初対面で挨拶を交わし会話をするというのは、そこそこ神経を使う。新たなチームとして見知らぬ同士が招集される場面を考えてみると、彼らはどんな人物であろうかと伺うことになる。こうした状況は、それなりに発生する。
新たな新入社員として入社したときのことを考えてみよう。同期といえども初対面であろう。上司や先輩も見知らぬ人々である。その時に、人を観察する教科書があればと願うのであれば最適な一冊がある。
原題「reading people」は邦題「この人はなぜ自分の話ばかりするのか: こっそり他人の正体を読む法則 2000/3/18 ジョーエレン ディミトリアス (著), Jo‐Ellan Dimitrius (原名), 冨田 香里 (翻訳)」として2000年に出版されている。すでに新刊を手に入れることは難しいので図書館で手に取ってみて欲しい。
著者は「陪審員の選定のコンサルタント」をしており、その“陪審員の選定”のコツなどを解説している。

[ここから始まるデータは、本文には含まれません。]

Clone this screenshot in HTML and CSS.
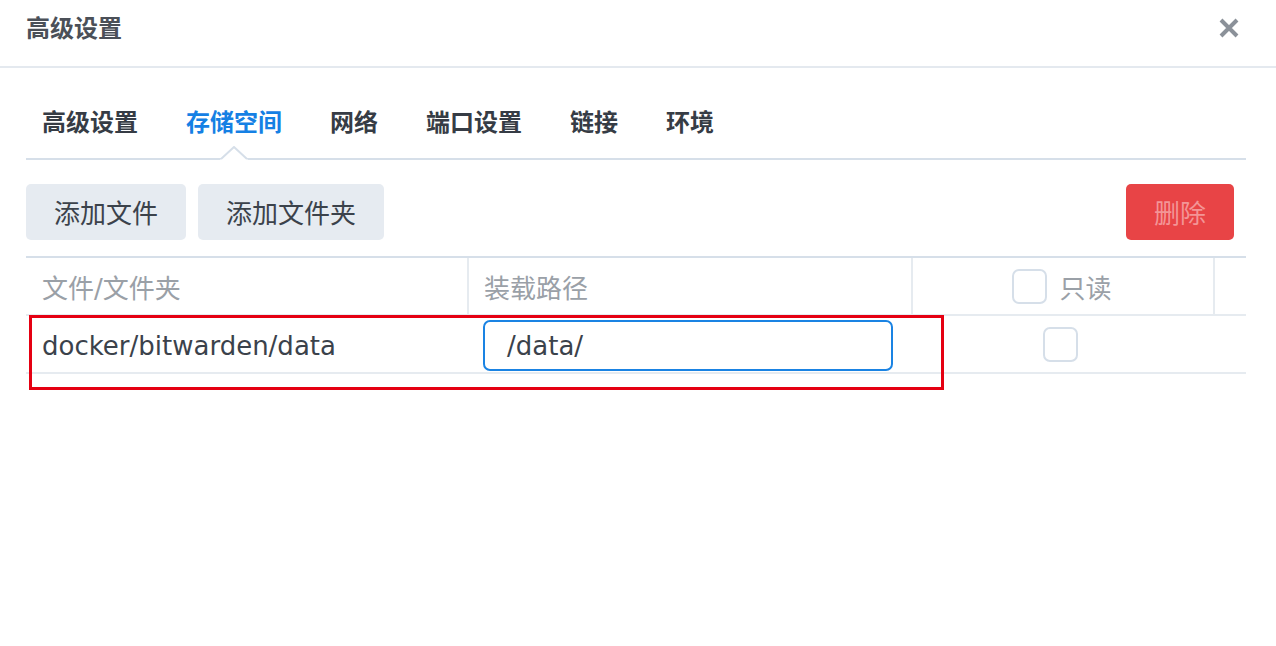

どのような場面で何を注意して観察すべきかが話の骨格になる。参考までに章立てを以下の示す。
第一章 「人を読む」には準備が大切
- あなたの心構えの見直しから
第二章 行動パターンの発見
- 木だけでなく森を見るために
第三章 「第一印象」を読む
- 外見とボディランゲージから分かること
第四章 「環境」から人を読む
- 周囲にあるもの全てに注意しよう
第五章 内容ではなく話し方が大切
- 言葉以上のものを聞き取るために
第六章 質問の仕方を考える
- そして答えにきちんと耳を傾けよう
第七章 なぜ、そういう言い方をするのか
-コミュニケーションの背景
第八章 言っていることより、していることを見よう
-本性があらわれる「態度」に注目
第九章 見かけ通りではないこともある
-例外を見つけよう
第十章 内なる声に耳を傾ける
-直感力も見逃せない
第十一章 自分を鏡で見る
-他人からの読まれ方を読む
応用編 素早く決断するために
人を読む、人から読まれる双方の立場の人が見知らぬ相手と対峙するときの心構えを説いている。採用面接での面接官も応募者にも役に立つだろう。
もっとも、だからできるとは限らない。
冒頭で出てくる「思いやりの硬度」は、長い人生観で培われるものでもある。一夜漬けでの対応はできないことは念頭に置くことを進める。
「reading people」は訓練のたまものである。